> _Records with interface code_
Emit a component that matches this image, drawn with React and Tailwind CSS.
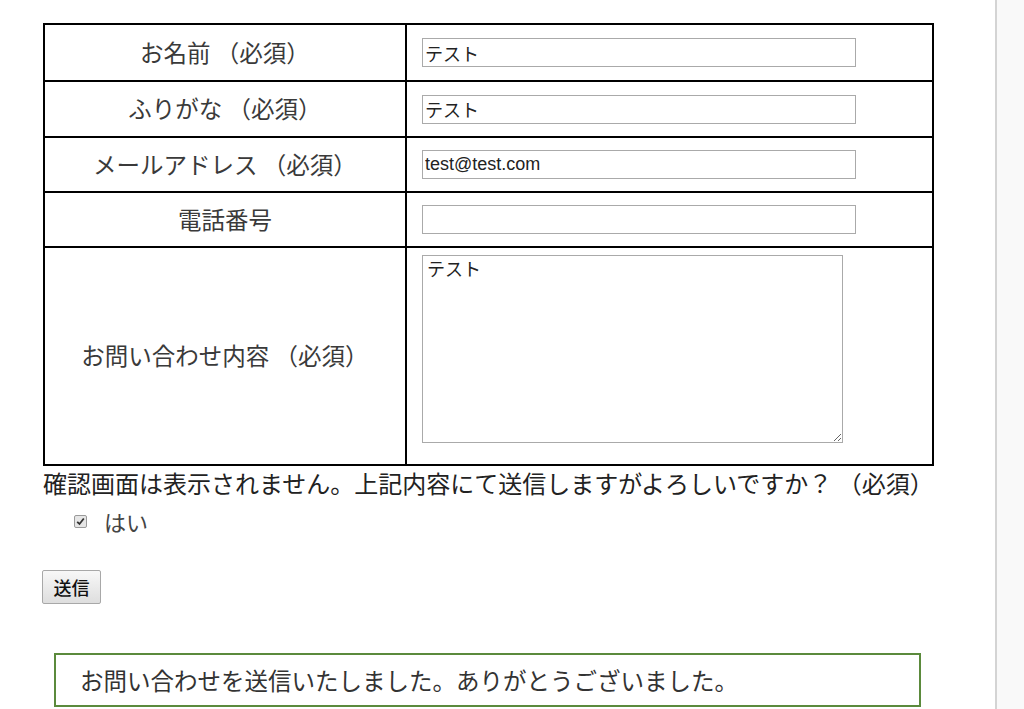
import React from "react";

const JP = { fontFamily: '"Noto Sans CJK JP", "Noto Sans", sans-serif' };
const INPUT_FONT = { fontFamily: '"Liberation Sans", "Noto Sans CJK JP", sans-serif' };

function Row({ label, h, last, children, top }) {
  return (
    <div
      className={`flex ${last ? "" : "border-b-2 border-black"}`}
      style={{ height: h }}
    >
      <div className="w-[362px] shrink-0 border-r-2 border-black flex items-center justify-center text-[23.5px] text-[#3a3a3a] leading-none whitespace-pre">
        {label}
      </div>
      <div className={`flex-1 flex ${top ? "items-start" : "items-center"} pl-[15px]`}>
        {children}
      </div>
    </div>
  );
}

function TextInput({ value }) {
  return (
    <input
      readOnly
      value={value}
      className="w-[434px] h-[29px] border border-[#aaaaaa] bg-white px-[2px] text-[18px] text-[#222] outline-none"
      style={INPUT_FONT}
    />
  );
}

export default function App() {
  return (
    <div className="flex min-h-[709px] w-[1024px] bg-white" style={JP}>
      <div className="w-[995px] shrink-0 pt-[23px] pl-[43px]">
        <div className="w-[891px] border-2 border-black bg-white">
          <Row label="お名前 （必須）" h={57}>
            <TextInput value="テスト" />
          </Row>
          <Row label="ふりがな （必須）" h={56}>
            <TextInput value="テスト" />
          </Row>
          <Row label="メールアドレス （必須）" h={55}>
            <TextInput value="test@test.com" />
          </Row>
          <Row label="電話番号" h={55}>
            <TextInput value="" />
          </Row>
          <Row label="お問い合わせ内容 （必須）" h={216} last top>
            <textarea
              readOnly
              defaultValue="テスト"
              className="mt-[7px] w-[421px] h-[188px] border border-[#aaaaaa] bg-white px-[4px] py-[1px] text-[18px] leading-[26px] text-[#222] outline-none"
              style={INPUT_FONT}
            />
          </Row>
        </div>

        <p className="mt-0 text-[24px] leading-[34px] text-[#222] whitespace-nowrap">
          確認画面は表示されません。上記内容にて送信しますがよろしいですか？ （必須）
        </p>

        <div className="mt-[4px] ml-[31px] flex items-center h-[34px]">
          <span className="w-[13px] h-[13px] border border-[#9a9a9a] bg-[#e6e6e6] rounded-[2px] flex items-center justify-center">
            <svg width="9" height="9" viewBox="0 0 9 9">
              <path d="M1.2 4.8 L3.5 7 L7.8 1.5" fill="none" stroke="#333" strokeWidth="1.8" />
            </svg>
          </span>
          <span className="ml-[17px] text-[22px] text-[#444] leading-none">はい</span>
        </div>

        <button className="mt-[32px] -ml-[1px] w-[59px] h-[34px] border border-[#a8a8a8] rounded-[2px] bg-gradient-to-b from-[#f8f8f8] to-[#dedede] text-[18px] font-medium text-[#111] leading-none">
          送信
        </button>

        <div className="mt-[49px] ml-[11px] w-[867px] border-2 border-[#5b8a3c] pl-[24px] py-[8px] text-[23.5px] leading-[34px] text-[#333]">
          お問い合わせを送信いたしました。ありがとうございました。
        </div>
      </div>
      <div className="flex-1 border-l-2 border-[#d4d4d4] bg-[#f9f9f9]" />
    </div>
  );
}
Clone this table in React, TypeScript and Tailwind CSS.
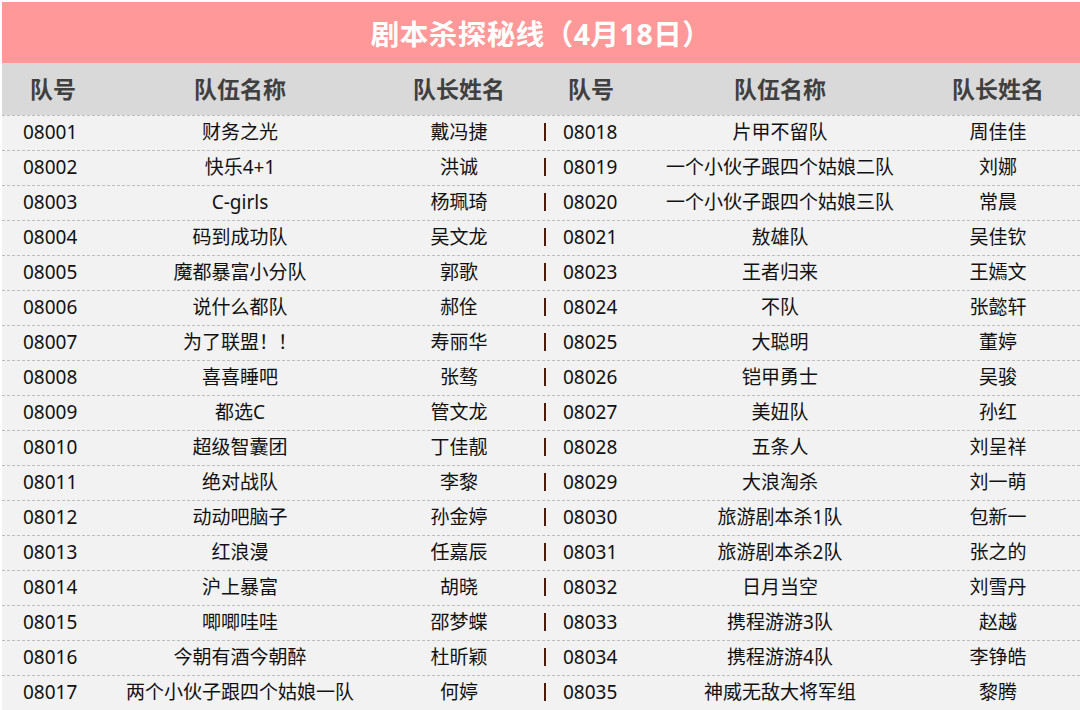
const left: [string, string, string][] = [
  ['08001', '财务之光', '戴冯捷'],
  ['08002', '快乐4+1', '洪诚'],
  ['08003', 'C-girls', '杨珮琦'],
  ['08004', '码到成功队', '吴文龙'],
  ['08005', '魔都暴富小分队', '郭歌'],
  ['08006', '说什么都队', '郝佺'],
  ['08007', '为了联盟！！', '寿丽华'],
  ['08008', '喜喜睡吧', '张骜'],
  ['08009', '都选C', '管文龙'],
  ['08010', '超级智囊团', '丁佳靓'],
  ['08011', '绝对战队', '李黎'],
  ['08012', '动动吧脑子', '孙金婷'],
  ['08013', '红浪漫', '任嘉辰'],
  ['08014', '沪上暴富', '胡晓'],
  ['08015', '唧唧哇哇', '邵梦蝶'],
  ['08016', '今朝有酒今朝醉', '杜昕颖'],
  ['08017', '两个小伙子跟四个姑娘一队', '何婷'],
];

const right: [string, string, string][] = [
  ['08018', '片甲不留队', '周佳佳'],
  ['08019', '一个小伙子跟四个姑娘二队', '刘娜'],
  ['08020', '一个小伙子跟四个姑娘三队', '常晨'],
  ['08021', '敖雄队', '吴佳钦'],
  ['08023', '王者归来', '王嫣文'],
  ['08024', '不队', '张懿轩'],
  ['08025', '大聪明', '董婷'],
  ['08026', '铠甲勇士', '吴骏'],
  ['08027', '美妞队', '孙红'],
  ['08028', '五条人', '刘呈祥'],
  ['08029', '大浪淘杀', '刘一萌'],
  ['08030', '旅游剧本杀1队', '包新一'],
  ['08031', '旅游剧本杀2队', '张之的'],
  ['08032', '日月当空', '刘雪丹'],
  ['08033', '携程游游3队', '赵越'],
  ['08034', '携程游游4队', '李铮皓'],
  ['08035', '神威无敌大将军组', '黎腾'],
];

const cols = 'grid grid-cols-[102px_272px_166px_6px_86px_292px_144px_1fr]';

export default function App() {
  return (
    <div className="w-[1080px] h-[710px] overflow-hidden bg-white pl-[2px] pt-[2px] font-['Noto_Sans','Noto_Sans_CJK_SC',sans-serif]">
      <div className="h-[61px] bg-[#ff9999] flex items-center justify-center pt-[4px]">
        <h1 className="text-[28.5px] font-bold text-white tracking-[0.5px]">剧本杀探秘线（4月18日）</h1>
      </div>

      <div className={`${cols} h-[52px] bg-[#d9d9d9] items-center text-[23px] font-bold text-[#404040]`}>
        <div className="text-center">队号</div>
        <div className="text-center">队伍名称</div>
        <div className="text-center">队长姓名</div>
        <div />
        <div className="text-center">队号</div>
        <div className="text-center">队伍名称</div>
        <div className="text-center">队长姓名</div>
        <div />
      </div>

      <div className="bg-[#f2f2f2]">
        {left.map((l, i) => {
          const r = right[i];
          return (
            <div
              key={l[0]}
              className={`${cols} h-[35px] items-center pb-[2px] border-t border-dashed border-[#bdbdbd] text-[19px] text-[#111]`}
            >
              <div className="pl-[21px]">{l[0]}</div>
              <div className="text-center whitespace-nowrap">{l[1]}</div>
              <div className="text-center">{l[2]}</div>
              <div className="flex justify-center">
                <span className="block w-[2px] h-[18px] bg-[#4a1c0c]" />
              </div>
              <div className="pl-[15px]">{r[0]}</div>
              <div className="text-center whitespace-nowrap">{r[1]}</div>
              <div className="text-center">{r[2]}</div>
              <div />
            </div>
          );
        })}
      </div>
    </div>
  );
}
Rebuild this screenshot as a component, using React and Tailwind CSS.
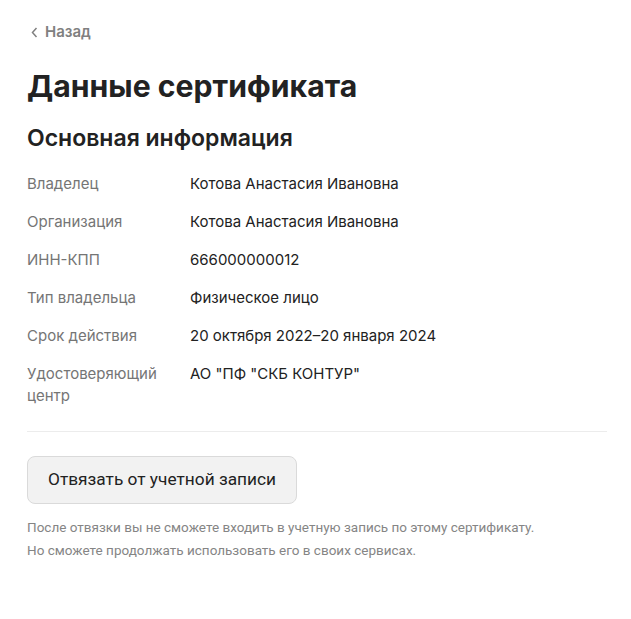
const rows = [
  { label: "Владелец", value: "Котова Анастасия Ивановна" },
  { label: "Организация", value: "Котова Анастасия Ивановна" },
  { label: "ИНН-КПП", value: "666000000012" },
  { label: "Тип владельца", value: "Физическое лицо" },
  { label: "Срок действия", value: "20 октября 2022–20 января 2024" },
  { label: "Удостоверяющий центр", value: 'АО "ПФ "СКБ КОНТУР"' },
];

const App = () => {
  return (
    <div className="min-h-[619px] bg-white px-[27px] pt-[22px] font-['Inter',sans-serif] text-[#222]">
      <a className="flex items-center gap-[7px] text-[15px] leading-5 font-semibold text-[#808080]">
        <svg width="7" height="11" viewBox="0 0 7 11" fill="none" className="ml-[4px]">
          <path d="M5.5 1 1.5 5.5l4 4.5" stroke="#808080" strokeWidth="1.5" />
        </svg>
        Назад
      </a>

      <h1 className="mt-[24px] text-[30.2px] leading-10 font-bold text-[#222]">
        Данные сертификата
      </h1>

      <h2 className="mt-[18px] text-[23px] leading-7 font-semibold text-[#222]">
        Основная информация
      </h2>

      <div className="mt-[21px] flex flex-col gap-4">
        {rows.map((row) => (
          <div key={row.label} className="flex text-[15px] leading-[22px]">
            <div className="w-[163px] pr-4 text-[#757575]">{row.label}</div>
            <div className="text-[#222]">{row.value}</div>
          </div>
        ))}
      </div>

      <div className="mt-[24px] h-px w-[580px] bg-[#ececec]" />

      <button className="mt-[24px] h-[48px] rounded-lg border border-[#dadada] bg-[#f2f2f2] px-[20px] font-['Roboto',sans-serif] text-[17.3px] text-[#222]">
        Отвязать от учетной записи
      </button>

      <div className="mt-[12px] font-['Roboto',sans-serif] text-[13.5px] leading-[23px] text-[#858585]">
        <p>После отвязки вы не сможете входить в учетную запись по этому сертификату.</p>
        <p>Но сможете продолжать использовать его в своих сервисах.</p>
      </div>
    </div>
  );
};

export default App;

> _PROBLEM REQUIREMENTS_
Gather each line in the entries above where the string "React" is found.

> _TASK ANSWER_
Emit a component that matches this image, drawn with React and Tailwind CSS.
import React from "react";
Clone this table in React, TypeScript and Tailwind CSS.
Rebuild this screenshot as a component, using React and Tailwind CSS.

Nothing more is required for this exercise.